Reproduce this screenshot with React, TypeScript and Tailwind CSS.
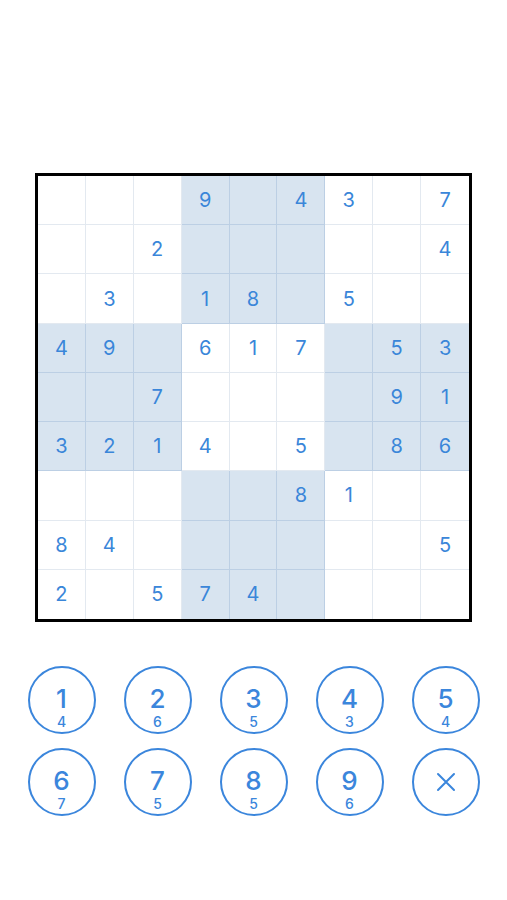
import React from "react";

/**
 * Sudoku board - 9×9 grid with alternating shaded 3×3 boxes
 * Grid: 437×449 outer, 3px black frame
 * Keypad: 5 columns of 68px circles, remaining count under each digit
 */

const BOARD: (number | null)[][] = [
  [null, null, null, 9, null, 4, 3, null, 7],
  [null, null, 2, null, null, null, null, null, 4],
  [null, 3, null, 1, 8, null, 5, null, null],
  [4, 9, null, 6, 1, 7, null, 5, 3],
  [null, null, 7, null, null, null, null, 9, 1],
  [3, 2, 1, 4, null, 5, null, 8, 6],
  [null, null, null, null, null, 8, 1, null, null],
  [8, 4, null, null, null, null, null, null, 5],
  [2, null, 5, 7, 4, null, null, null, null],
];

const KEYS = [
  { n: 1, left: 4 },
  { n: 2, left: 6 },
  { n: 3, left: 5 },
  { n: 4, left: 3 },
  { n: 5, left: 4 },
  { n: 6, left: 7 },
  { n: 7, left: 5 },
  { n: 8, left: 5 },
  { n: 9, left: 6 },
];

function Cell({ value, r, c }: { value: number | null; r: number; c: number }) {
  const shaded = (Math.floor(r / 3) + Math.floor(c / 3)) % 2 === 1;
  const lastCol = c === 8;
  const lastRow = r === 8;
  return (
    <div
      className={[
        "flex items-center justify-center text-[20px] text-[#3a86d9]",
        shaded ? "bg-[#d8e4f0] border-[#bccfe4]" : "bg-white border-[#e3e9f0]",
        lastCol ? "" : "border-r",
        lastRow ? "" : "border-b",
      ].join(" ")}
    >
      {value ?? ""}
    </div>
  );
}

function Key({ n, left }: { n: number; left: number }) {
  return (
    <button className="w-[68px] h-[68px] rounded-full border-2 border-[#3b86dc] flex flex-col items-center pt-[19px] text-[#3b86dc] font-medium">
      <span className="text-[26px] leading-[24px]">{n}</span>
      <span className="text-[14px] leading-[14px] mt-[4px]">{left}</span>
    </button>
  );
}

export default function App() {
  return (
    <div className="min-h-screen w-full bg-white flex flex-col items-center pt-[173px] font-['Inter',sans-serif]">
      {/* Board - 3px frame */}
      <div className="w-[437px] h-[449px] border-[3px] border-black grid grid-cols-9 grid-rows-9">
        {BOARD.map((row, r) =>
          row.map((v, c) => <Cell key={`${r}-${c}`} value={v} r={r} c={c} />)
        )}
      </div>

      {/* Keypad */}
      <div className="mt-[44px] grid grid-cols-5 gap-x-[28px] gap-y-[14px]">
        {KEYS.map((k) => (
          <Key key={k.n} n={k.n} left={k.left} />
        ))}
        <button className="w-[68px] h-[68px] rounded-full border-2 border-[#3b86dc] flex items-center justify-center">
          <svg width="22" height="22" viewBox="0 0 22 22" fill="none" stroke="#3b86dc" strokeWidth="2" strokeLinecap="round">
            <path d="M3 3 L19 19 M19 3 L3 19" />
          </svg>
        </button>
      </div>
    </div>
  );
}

◆ TO BE DONE
Write out the material above again, word for word, minus its pictures.

◆ EXERCISE RESPONSE
Reproduce this screenshot with React, TypeScript and Tailwind CSS.
import React from "react";

/**
 * Sudoku board - 9×9 grid with alternating shaded 3×3 boxes
 * Grid: 437×449 outer, 3px black frame
 * Keypad: 5 columns of 68px circles, remaining count under each digit
 */

const BOARD: (number | null)[][] = [
  [null, null, null, 9, null, 4, 3, null, 7],
  [null, null, 2, null, null, null, null, null, 4],
  [null, 3, null, 1, 8, null, 5, null, null],
  [4, 9, null, 6, 1, 7, null, 5, 3],
  [null, null, 7, null, null, null, null, 9, 1],
  [3, 2, 1, 4, null, 5, null, 8, 6],
  [null, null, null, null, null, 8, 1, null, null],
  [8, 4, null, null, null, null, null, null, 5],
  [2, null, 5, 7, 4, null, null, null, null],
];

const KEYS = [
  { n: 1, left: 4 },
  { n: 2, left: 6 },
  { n: 3, left: 5 },
  { n: 4, left: 3 },
  { n: 5, left: 4 },
  { n: 6, left: 7 },
  { n: 7, left: 5 },
  { n: 8, left: 5 },
  { n: 9, left: 6 },
];

function Cell({ value, r, c }: { value: number | null; r: number; c: number }) {
  const shaded = (Math.floor(r / 3) + Math.floor(c / 3)) % 2 === 1;
  const lastCol = c === 8;
  const lastRow = r === 8;
  return (
    <div
      className={[
        "flex items-center justify-center text-[20px] text-[#3a86d9]",
        shaded ? "bg-[#d8e4f0] border-[#bccfe4]" : "bg-white border-[#e3e9f0]",
        lastCol ? "" : "border-r",
        lastRow ? "" : "border-b",
      ].join(" ")}
    >
      {value ?? ""}
    </div>
  );
}

function Key({ n, left }: { n: number; left: number }) {
  return (
    <button className="w-[68px] h-[68px] rounded-full border-2 border-[#3b86dc] flex flex-col items-center pt-[19px] text-[#3b86dc] font-medium">
      <span className="text-[26px] leading-[24px]">{n}</span>
      <span className="text-[14px] leading-[14px] mt-[4px]">{left}</span>
    </button>
  );
}

export default function App() {
  return (
    <div className="min-h-screen w-full bg-white flex flex-col items-center pt-[173px] font-['Inter',sans-serif]">
      {/* Board - 3px frame */}
      <div className="w-[437px] h-[449px] border-[3px] border-black grid grid-cols-9 grid-rows-9">
        {BOARD.map((row, r) =>
          row.map((v, c) => <Cell key={`${r}-${c}`} value={v} r={r} c={c} />)
        )}
      </div>

      {/* Keypad */}
      <div className="mt-[44px] grid grid-cols-5 gap-x-[28px] gap-y-[14px]">
        {KEYS.map((k) => (
          <Key key={k.n} n={k.n} left={k.left} />
        ))}
        <button className="w-[68px] h-[68px] rounded-full border-2 border-[#3b86dc] flex items-center justify-center">
          <svg width="22" height="22" viewBox="0 0 22 22" fill="none" stroke="#3b86dc" strokeWidth="2" strokeLinecap="round">
            <path d="M3 3 L19 19 M19 3 L3 19" />
          </svg>
        </button>
      </div>
    </div>
  );
}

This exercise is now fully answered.